I became a World College groupie, hanging out on the Long Island campus, meeting with the students and even the advisors…but I was never formally a student, although I probably learned as much or more than anyone that year. We stayed in New York for about six weeks and then traveled to England.
Being from California, I was so unprepared for fall and winter weather in more northern climate. As we got off the plane in London, I quickly opened my suitcase and put on another pair of pants over the ones I had on, added another shirt and two pair of socks. One of the first things I bought was a second hand fur coat that I wore all winter and finally gave away when I returned to California some four or five months later.
I began singing in a pub in Norwich called The Jolly Butcher. It was run by a woman we called “Black Anna”. She wasn’t black, but she always wore black because she was in life long mourning over all the soldiers she said a final good-bye to during World War II. She learned to sing all the old blues songs and standards from the American soldiers she knew during the war years. Her pub was a popular hangout for college students and old timers during the time I was there.
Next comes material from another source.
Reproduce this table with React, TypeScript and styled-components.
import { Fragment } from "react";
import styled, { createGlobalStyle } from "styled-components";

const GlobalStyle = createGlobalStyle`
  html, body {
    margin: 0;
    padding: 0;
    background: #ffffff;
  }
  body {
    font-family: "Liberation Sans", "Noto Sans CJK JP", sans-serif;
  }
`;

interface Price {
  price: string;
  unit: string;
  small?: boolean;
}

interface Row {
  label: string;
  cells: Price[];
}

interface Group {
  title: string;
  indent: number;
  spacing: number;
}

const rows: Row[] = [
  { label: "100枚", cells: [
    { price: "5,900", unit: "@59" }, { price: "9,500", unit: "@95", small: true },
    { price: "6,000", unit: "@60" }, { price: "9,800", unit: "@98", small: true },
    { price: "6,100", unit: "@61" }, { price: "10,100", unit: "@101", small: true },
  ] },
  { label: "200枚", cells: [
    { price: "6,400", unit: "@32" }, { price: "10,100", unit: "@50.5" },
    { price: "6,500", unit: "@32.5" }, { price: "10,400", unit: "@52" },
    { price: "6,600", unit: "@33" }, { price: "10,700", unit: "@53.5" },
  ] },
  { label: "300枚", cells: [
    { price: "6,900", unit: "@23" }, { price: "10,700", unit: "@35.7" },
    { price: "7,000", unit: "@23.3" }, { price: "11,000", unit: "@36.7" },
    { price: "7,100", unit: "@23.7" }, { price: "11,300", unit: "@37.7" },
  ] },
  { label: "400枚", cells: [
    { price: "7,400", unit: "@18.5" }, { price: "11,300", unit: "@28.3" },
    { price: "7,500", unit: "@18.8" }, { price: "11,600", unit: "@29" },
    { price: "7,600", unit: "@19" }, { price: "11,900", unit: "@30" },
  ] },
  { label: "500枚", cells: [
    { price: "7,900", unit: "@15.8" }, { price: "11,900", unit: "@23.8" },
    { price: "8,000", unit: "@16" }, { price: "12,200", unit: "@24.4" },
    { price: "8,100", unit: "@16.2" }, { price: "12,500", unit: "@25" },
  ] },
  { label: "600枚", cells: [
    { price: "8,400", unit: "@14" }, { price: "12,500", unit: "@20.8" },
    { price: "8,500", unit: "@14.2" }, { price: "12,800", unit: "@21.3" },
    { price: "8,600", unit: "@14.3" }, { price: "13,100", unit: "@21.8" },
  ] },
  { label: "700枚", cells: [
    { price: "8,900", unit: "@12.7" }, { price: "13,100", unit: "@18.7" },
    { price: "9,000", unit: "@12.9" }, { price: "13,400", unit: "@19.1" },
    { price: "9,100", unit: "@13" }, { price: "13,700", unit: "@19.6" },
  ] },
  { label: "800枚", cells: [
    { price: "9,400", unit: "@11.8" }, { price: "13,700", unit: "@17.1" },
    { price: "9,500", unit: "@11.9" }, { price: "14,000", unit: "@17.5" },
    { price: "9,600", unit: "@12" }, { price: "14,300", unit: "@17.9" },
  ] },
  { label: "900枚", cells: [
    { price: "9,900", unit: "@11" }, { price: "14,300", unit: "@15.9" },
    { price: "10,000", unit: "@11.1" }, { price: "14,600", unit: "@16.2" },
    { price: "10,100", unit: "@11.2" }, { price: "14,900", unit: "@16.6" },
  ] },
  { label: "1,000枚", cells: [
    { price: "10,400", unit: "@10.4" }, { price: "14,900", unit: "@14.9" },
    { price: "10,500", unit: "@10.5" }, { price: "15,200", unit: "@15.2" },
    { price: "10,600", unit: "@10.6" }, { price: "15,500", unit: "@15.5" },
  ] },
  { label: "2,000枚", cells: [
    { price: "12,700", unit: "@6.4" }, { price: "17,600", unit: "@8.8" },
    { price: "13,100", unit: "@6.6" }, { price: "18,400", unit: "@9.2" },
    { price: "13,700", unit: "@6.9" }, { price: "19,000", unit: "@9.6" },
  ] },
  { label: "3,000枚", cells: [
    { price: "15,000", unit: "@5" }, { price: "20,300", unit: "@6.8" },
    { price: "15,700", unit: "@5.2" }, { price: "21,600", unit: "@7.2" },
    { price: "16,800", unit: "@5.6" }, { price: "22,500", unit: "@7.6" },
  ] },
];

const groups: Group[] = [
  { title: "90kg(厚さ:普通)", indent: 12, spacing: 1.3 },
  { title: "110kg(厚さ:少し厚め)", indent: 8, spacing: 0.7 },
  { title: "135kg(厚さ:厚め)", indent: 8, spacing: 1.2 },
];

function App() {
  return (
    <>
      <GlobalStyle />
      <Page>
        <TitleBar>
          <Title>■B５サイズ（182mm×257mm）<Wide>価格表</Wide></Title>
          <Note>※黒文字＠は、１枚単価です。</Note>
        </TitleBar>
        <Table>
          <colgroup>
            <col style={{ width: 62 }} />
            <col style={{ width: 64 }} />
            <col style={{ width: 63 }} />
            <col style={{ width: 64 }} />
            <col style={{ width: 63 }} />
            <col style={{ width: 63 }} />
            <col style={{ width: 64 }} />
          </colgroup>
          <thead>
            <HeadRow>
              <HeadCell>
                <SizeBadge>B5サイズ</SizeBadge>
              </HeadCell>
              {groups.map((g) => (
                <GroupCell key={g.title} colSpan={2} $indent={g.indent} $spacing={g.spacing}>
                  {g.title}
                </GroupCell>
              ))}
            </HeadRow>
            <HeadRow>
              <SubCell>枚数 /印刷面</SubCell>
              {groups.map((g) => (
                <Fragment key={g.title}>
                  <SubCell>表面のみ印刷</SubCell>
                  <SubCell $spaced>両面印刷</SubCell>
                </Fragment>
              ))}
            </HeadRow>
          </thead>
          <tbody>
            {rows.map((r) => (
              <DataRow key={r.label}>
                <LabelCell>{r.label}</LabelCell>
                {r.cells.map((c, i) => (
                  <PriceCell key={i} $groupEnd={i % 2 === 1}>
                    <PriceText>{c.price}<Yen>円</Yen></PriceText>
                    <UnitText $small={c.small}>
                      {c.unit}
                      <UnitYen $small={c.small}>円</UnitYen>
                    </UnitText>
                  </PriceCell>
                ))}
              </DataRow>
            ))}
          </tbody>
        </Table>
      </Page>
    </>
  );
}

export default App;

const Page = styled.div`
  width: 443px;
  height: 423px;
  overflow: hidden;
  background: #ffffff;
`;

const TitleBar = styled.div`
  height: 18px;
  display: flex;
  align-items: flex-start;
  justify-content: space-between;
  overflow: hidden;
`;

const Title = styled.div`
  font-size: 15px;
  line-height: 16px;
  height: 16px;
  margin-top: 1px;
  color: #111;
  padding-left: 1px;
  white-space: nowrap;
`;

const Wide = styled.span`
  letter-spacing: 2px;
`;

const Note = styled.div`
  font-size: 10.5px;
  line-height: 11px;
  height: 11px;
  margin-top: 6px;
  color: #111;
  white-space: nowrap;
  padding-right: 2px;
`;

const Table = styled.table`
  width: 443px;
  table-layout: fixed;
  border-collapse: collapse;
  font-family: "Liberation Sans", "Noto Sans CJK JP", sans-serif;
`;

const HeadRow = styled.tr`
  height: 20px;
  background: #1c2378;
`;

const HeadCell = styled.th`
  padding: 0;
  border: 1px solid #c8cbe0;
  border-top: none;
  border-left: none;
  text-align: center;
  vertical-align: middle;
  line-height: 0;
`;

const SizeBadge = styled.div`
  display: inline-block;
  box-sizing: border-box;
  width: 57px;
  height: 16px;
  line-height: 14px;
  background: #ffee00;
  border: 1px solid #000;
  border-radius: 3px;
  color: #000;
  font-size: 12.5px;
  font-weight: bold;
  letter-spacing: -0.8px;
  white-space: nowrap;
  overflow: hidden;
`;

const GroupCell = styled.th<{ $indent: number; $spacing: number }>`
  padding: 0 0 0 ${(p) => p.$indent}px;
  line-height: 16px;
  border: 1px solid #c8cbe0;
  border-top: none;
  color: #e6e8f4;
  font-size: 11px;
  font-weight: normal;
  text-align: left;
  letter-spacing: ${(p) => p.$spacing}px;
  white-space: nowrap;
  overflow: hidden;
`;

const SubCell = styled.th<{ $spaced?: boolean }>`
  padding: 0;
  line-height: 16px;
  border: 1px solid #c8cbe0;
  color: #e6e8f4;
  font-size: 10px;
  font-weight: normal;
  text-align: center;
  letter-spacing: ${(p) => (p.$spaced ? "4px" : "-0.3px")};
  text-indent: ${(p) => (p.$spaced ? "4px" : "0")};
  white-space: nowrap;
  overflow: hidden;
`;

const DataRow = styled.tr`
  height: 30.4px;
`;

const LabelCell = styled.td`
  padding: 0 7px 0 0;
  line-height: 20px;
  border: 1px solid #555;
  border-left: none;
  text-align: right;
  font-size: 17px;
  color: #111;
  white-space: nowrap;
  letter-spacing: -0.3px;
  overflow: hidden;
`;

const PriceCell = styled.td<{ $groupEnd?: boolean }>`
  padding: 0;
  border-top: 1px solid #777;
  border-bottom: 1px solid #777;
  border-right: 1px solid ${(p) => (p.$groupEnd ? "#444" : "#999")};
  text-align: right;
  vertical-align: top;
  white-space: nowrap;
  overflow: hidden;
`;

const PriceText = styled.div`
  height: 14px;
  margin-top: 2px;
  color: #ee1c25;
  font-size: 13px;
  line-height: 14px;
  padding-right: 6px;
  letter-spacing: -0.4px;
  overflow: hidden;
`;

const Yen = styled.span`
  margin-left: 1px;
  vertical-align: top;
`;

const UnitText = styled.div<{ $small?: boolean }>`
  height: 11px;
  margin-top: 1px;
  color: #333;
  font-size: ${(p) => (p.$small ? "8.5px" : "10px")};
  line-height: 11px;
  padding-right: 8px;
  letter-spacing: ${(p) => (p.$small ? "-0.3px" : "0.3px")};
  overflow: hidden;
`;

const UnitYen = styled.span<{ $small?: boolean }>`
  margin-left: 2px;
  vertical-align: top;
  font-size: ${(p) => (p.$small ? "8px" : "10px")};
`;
Sometimes we’d have special luncheons and Anna would make us mushy peas and lamb stew with mint sauce.
I stayed with a combination of American and English students at an old farmhouse in Scoulton. We cooked vegetarian Indian style food together and hung out in various pubs throughout the English countryside. We did the tours of the major castles and museums and froze our asses off.
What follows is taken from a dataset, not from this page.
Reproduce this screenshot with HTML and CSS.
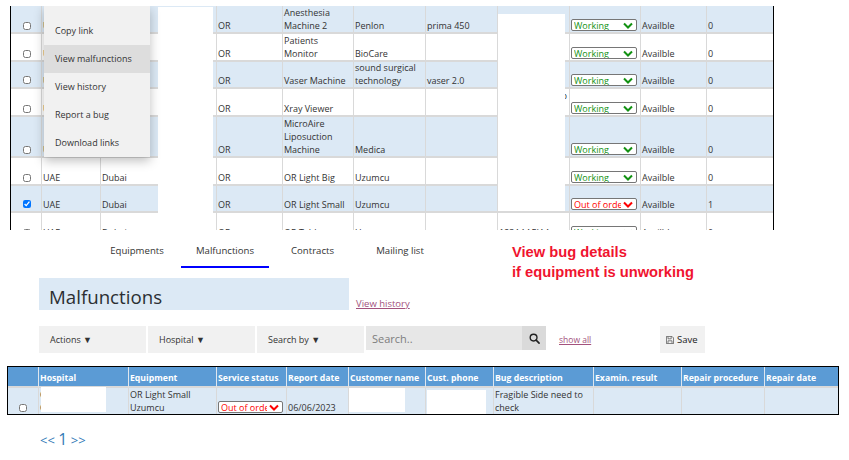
FILE: index.html
```html
<!DOCTYPE html>
<html lang="en">
<head>
<meta charset="utf-8">
<title>Equipment malfunctions</title>
<link rel="stylesheet" href="styles.css">
</head>
<body>
<section class="equip-wrap">
  <table class="equip">
    <colgroup>
      <col class="c-check"><col class="c-country"><col class="c-city"><col class="c-dept"><col class="c-name"><col class="c-maker"><col class="c-model"><col class="c-serial"><col class="c-status"><col class="c-avail"><col class="c-count">
    </colgroup>
    <tbody>
      <tr class="alt h28"><td><input type="checkbox"></td><td>UAE</td><td>Dubai</td><td>OR</td><td>Anesthesia Machine 2</td><td>Penlon</td><td>prima 450</td><td></td><td><select class="ok"><option>Working</option></select></td><td>Availble</td><td>0</td></tr>
      <tr class="h28"><td><input type="checkbox"></td><td>UAE</td><td>Dubai</td><td>OR</td><td>Patients Monitor</td><td>BioCare</td><td></td><td></td><td><select class="ok"><option>Working</option></select></td><td>Availble</td><td>0</td></tr>
      <tr class="alt h27"><td><input type="checkbox"></td><td>UAE</td><td>Dubai</td><td>OR</td><td>Vaser Machine</td><td>sound surgical technology</td><td>vaser 2.0</td><td></td><td><select class="ok"><option>Working</option></select></td><td>Availble</td><td>0</td></tr>
      <tr class="h28"><td><input type="checkbox"></td><td>UAE</td><td>Dubai</td><td>OR</td><td>Xray Viewer</td><td></td><td></td><td class="serial">p<br>&nbsp;</td><td><select class="ok"><option>Working</option></select></td><td>Availble</td><td>0</td></tr>
      <tr class="alt h41"><td><input type="checkbox"></td><td>UAE</td><td>Dubai</td><td>OR</td><td>MicroAire Liposuction Machine</td><td>Medica</td><td></td><td></td><td><select class="ok"><option>Working</option></select></td><td>Availble</td><td>0</td></tr>
      <tr class="h28"><td><input type="checkbox"></td><td>UAE</td><td>Dubai</td><td>OR</td><td>OR Light Big</td><td>Uzumcu</td><td></td><td></td><td><select class="ok"><option>Working</option></select></td><td>Availble</td><td>0</td></tr>
      <tr class="alt h27"><td><input type="checkbox" checked></td><td>UAE</td><td>Dubai</td><td>OR</td><td>OR Light Small</td><td>Uzumcu</td><td></td><td></td><td><select class="bad"><option>Out of order</option></select></td><td>Availble</td><td>1</td></tr>
      <tr class="h28"><td><input type="checkbox"></td><td>UAE</td><td>Dubai</td><td>OR</td><td>OR Table</td><td>Uzumcu</td><td></td><td>123AAAEIAA</td><td><select class="ok"><option>Working</option></select></td><td>Availble</td><td>0</td></tr>
    </tbody>
  </table>
  <div class="mask mask-hosp"></div>
  <div class="mask mask-serial"></div>
  <ul class="menu">
    <li>Copy link</li>
    <li class="active">View malfunctions</li>
    <li>View history</li>
    <li>Report a bug</li>
    <li>Download links</li>
  </ul>
</section>

<section class="tabs-row">
  <nav class="tabs">
    <a class="tab tab-eq">Equipments</a>
    <a class="tab tab-mal current">Malfunctions</a>
    <a class="tab tab-con">Contracts</a>
    <a class="tab tab-mail">Mailing list</a>
  </nav>
  <p class="note">View bug details<br>if equipment is unworking</p>
</section>

<section class="title-row">
  <h1>Malfunctions</h1>
  <a class="link history">View history</a>
</section>

<section class="toolbar">
  <button class="drop">Actions ▼</button>
  <button class="drop">Hospital ▼</button>
  <button class="drop">Search by ▼</button>
  <div class="search">
    <input type="text" placeholder="Search..">
    <span class="search-btn">
      <svg viewBox="0 0 12 12" width="11" height="11"><circle cx="5" cy="5" r="3.7" fill="none" stroke="#222" stroke-width="1.5"/><path d="M7.8 7.8 11 11" stroke="#222" stroke-width="1.8" stroke-linecap="round"/></svg>
    </span>
  </div>
  <a class="link showall">show all</a>
  <button class="save">
    <svg viewBox="0 0 10 10" width="8" height="8"><path d="M.5.5h7l2 2v7h-9z" fill="none" stroke="#555" stroke-width="1"/><path d="M2.5 1v2.5h4V1M2.5 9V6h5v3" fill="none" stroke="#555" stroke-width=".9"/></svg>
    Save
  </button>
</section>

<section class="bug-wrap">
  <table class="bugs">
    <colgroup>
      <col class="b-check"><col class="b-hosp"><col class="b-equip"><col class="b-status"><col class="b-date"><col class="b-cust"><col class="b-phone"><col class="b-desc"><col class="b-result"><col class="b-proc"><col class="b-repair">
    </colgroup>
    <thead>
      <tr><th></th><th>Hospital</th><th>Equipment</th><th>Service status</th><th>Report date</th><th>Customer name</th><th>Cust. phone</th><th>Bug description</th><th>Examin. result</th><th>Repair procedure</th><th>Repair date</th></tr>
    </thead>
    <tbody>
      <tr><td><input type="checkbox"></td><td>O<br>O</td><td>OR Light Small Uzumcu</td><td><select class="bad wide"><option>Out of order</option></select></td><td>06/06/2023</td><td></td><td></td><td>Fragible Side need to check</td><td></td><td></td><td></td></tr>
    </tbody>
  </table>
  <div class="mask mask-b1"></div>
  <div class="mask mask-b2"></div>
  <div class="mask mask-b3"></div>
</section>

<nav class="pager"><a>&lt;&lt;</a> <a class="num">1</a> <a>&gt;&gt;</a></nav>
</body>
</html>
```

FILE: styles.css
```css
* { box-sizing: border-box; }
html, body { margin: 0; padding: 0; }
body {
  width: 849px;
  height: 460px;
  overflow: hidden;
  background: #fff;
  color: #333;
  font-family: "Open Sans", sans-serif;
  font-size: 9px;
}
table { border-collapse: separate; border-spacing: 0; table-layout: fixed; }

/* equipment grid */
.equip-wrap {
  position: relative;
  width: 764px;
  height: 224px;
  margin: 6px 0 0 10px;
  overflow: hidden;
  border-left: 1px solid #000;
  border-right: 1px solid #000;
}
.equip { width: 762px; }
.equip td {
  padding: 0 1px;
  line-height: 13px;
  vertical-align: bottom;
  border-right: 1px solid #d9d9d9;
  border-bottom: 2px solid #d9d9d9;
  overflow: hidden;
}
.equip td:first-child { text-align: center; padding: 0 0 1px 1px; }
.equip td:last-child { border-right: 0; }
.equip tr.alt td { background: #dce9f5; }
.h27 { height: 27px; }
.equip .h27 td { line-height: 12.5px; }
.h28 { height: 28px; }
.h41 { height: 41px; }
.c-check { width: 31px; }
.c-country { width: 59px; }
.c-city { width: 116px; }
.c-dept { width: 66px; }
.c-name { width: 71px; }
.c-maker { width: 72px; }
.c-model { width: 72px; }
.c-serial { width: 72px; }
.c-status { width: 71px; }
.c-avail { width: 66px; }
.c-count { width: 66px; }
.equip td.serial { white-space: nowrap; text-align: right; padding-right: 2px; }
input[type="checkbox"] { width: 8px; height: 8px; margin: 0; vertical-align: middle; }
select {
  display: block;
  width: 66px;
  height: 12px;
  margin: 0 0 1px;
  padding: 0 15px 0 2px;
  font-family: "Open Sans", sans-serif;
  font-size: 9px;
  line-height: 11px;
  appearance: none;
  background-color: #fff;
  background-repeat: no-repeat;
  background-position: right 3px center;
  background-size: 10px 7px;
  border: 1px solid #767676;
  border-radius: 2px;
}
select.ok {
  color: #129112;
  background-image: url("data:image/svg+xml,%3Csvg xmlns='http://www.w3.org/2000/svg' viewBox='0 0 10 7'%3E%3Cpath d='M1 1.5l4 4 4-4' fill='none' stroke='%23129112' stroke-width='2'/%3E%3C/svg%3E");
}
select.bad {
  color: #f00;
  background-image: url("data:image/svg+xml,%3Csvg xmlns='http://www.w3.org/2000/svg' viewBox='0 0 10 7'%3E%3Cpath d='M1 1.5l4 4 4-4' fill='none' stroke='%23f00' stroke-width='2'/%3E%3C/svg%3E");
}
.mask { position: absolute; background: #fff; }
.mask-hosp { left: 147px; top: 1px; width: 55px; height: 224px; }
.mask-serial { left: 487px; top: 8px; width: 67px; height: 197px; }
.menu {
  position: absolute;
  left: 33px;
  top: 0;
  width: 106px;
  height: 151px;
  margin: 0;
  padding: 11px 0 0;
  list-style: none;
  background: #f1f1f1;
  box-shadow: 0 4px 10px rgba(0, 0, 0, .25);
}
.menu li { height: 28px; padding-left: 11px; line-height: 28px; color: #333; }
.menu li.active { background: #ddd; }

/* tabs */
.tabs-row { display: flex; height: 40px; margin-top: 8px; }
.tabs { display: flex; width: 512px; height: 38px; padding-left: 110px; align-items: flex-start; }
.tab { display: block; height: 30px; padding-top: 6px; font-size: 9.6px; line-height: 13px; color: #333; text-align: center; border-bottom: 2px solid transparent; }
.tab-eq { width: 54px; margin-right: 17px; }
.tab-mal { width: 88px; }
.tab-con { width: 43px; margin-left: 22px; margin-right: 41px; }
.tab-mail { width: 50px; white-space: nowrap; }
.tab.current { border-bottom-color: #00f; }
.note {
  margin: 4px 0 0;
  font-family: "Liberation Sans", sans-serif;
  font-size: 14.7px;
  font-weight: 700;
  line-height: 20px;
  color: #f0142f;
}

/* title */
.title-row { display: flex; align-items: flex-end; margin-left: 39px; height: 32px; }
h1 {
  width: 310px;
  height: 32px;
  margin: 0;
  padding: 6px 0 0 10px;
  background: #dce9f5;
  font-size: 18.7px;
  font-weight: 400;
  line-height: 25px;
  color: #2b2f33;
}
.link { color: #a3527d; text-decoration: underline; font-size: 9.5px; }
.history { margin-left: 7px; line-height: 13px; }

/* toolbar */
.toolbar { display: flex; align-items: flex-start; margin: 16px 0 0 39px; height: 27px; }
.drop {
  width: 107px;
  height: 27px;
  margin-right: 2px;
  padding: 0 0 0 11px;
  border: 0;
  background: #f1f1f1;
  color: #333;
  font-family: "Open Sans", sans-serif;
  font-size: 9px;
  text-align: left;
}
.search { display: flex; height: 24px; }
.search input {
  width: 156px;
  height: 24px;
  padding: 0 6px;
  border: 0;
  background: #e7e7e7;
  font-family: "Open Sans", sans-serif;
  font-size: 11px;
  color: #777;
}
.search input::placeholder { color: #7d7d7d; }
.search-btn { display: flex; width: 24px; align-items: center; justify-content: center; background: #dadada; }
.showall { margin: 7px 0 0 13px; width: 101px; line-height: 13px; font-size: 8.5px; }
.save {
  display: flex;
  align-items: center;
  gap: 3px;
  width: 45px;
  height: 27px;
  padding: 0 0 0 6px;
  border: 0;
  background: #f1f1f1;
  color: #222;
  font-family: "Open Sans", sans-serif;
  font-size: 9.5px;
}

/* malfunction table */
.bug-wrap { position: relative; width: 831px; margin: 13px 0 0 7px; }
.bugs { width: 831px; border: 1px solid #000; }
.bugs th {
  height: 21px;
  padding: 3px 1px 0;
  background: #5b9bd5;
  color: #fff;
  font-size: 8.7px;
  font-weight: 700;
  text-align: left;
  white-space: nowrap;
  border-right: 1px solid #dfe6ee;
  border-bottom: 2px solid #d9d9d9;
}
.bugs td {
  height: 26px;
  padding: 0 1px;
  line-height: 13px;
  vertical-align: bottom;
  background: #dce9f5;
  border-right: 1px solid #d9d9d9;
}
.bugs td:first-child { text-align: center; padding-bottom: 1px; }
.bugs th:last-child, .bugs td:last-child { border-right: 0; }
.b-check { width: 31px; }
.b-hosp { width: 90px; }
.b-equip { width: 88px; }
.b-status { width: 70px; }
.b-date { width: 62px; }
.b-cust { width: 77px; }
.b-phone { width: 68px; }
.b-desc { width: 100px; }
.b-result { width: 88px; }
.b-proc { width: 83px; }
.b-repair { width: 73px; }
select.wide { margin: 0 0 1px; width: 65px; }
.mask-b1 { left: 34px; top: 21px; width: 65px; height: 25px; }
.mask-b2 { left: 342px; top: 22px; width: 56px; height: 24px; }
.mask-b3 { left: 420px; top: 24px; width: 59px; height: 24px; }

/* pager */
.pager { margin: 14px 0 0 40px; color: #337ab7; font-size: 13px; line-height: 20px; }
.pager .num { font-size: 16px; }
```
We lived in the middle of a sugar beet fields where each little town had a quaint little bridge, a quaint little graveyard, and a quaint little green, and a quaint little pub. chocolate shop, tobacco shop, and a fish and chips place. We called the fish and chips “How to make tracing paper” in fake English accents. The fish was wrapped in old newspaper and the grease turned it translucent – hence- “tracing paper”.
One town had a hamburger place. They served canned hamburgers with tomato sauce (ketchup), chips (French fries), and baked bean and butter sandwiches. We got the air let out of our tires there once for being boisterous Americans by a group of “tuffs”. We laughed about it. Witnessed our “ugly American” behavior and were thankful they didn’t slash the tires like they might have back home.
We learned that bathing was not something to be taken for granted as we had to buy coal to stoke the water heater in order to take a bath in a really cold bathroom upstairs with no lights – only a candle. A guy named Cory and I shared a bath one night and we were so dirty that we had to change the water twice. We had fun splashing and singing at the top of our lungs completely disrupting the entire house.
We seriously did not bathe much while we were there. It was so cold that you didn’t want to undress. We just washed up a little here and there in bits and pieces. My habit is to bathe or shower everyday, so this was quite a change for me. They also had wax paper for toilet paper…very weird!
We walked and walked and took the bus. We celebrated Thanksgiving inviting the Brits to dine with us and we had a huge Christmas feast together. We drank beer and laughed and sang…and froze our asses off.
About three months later… just when the weather was beginning to spring, I came home alone. Landed in NYC with $17, stuck out my thumb, and made it home to California in three and a half days. Half of that time was spent in Texas.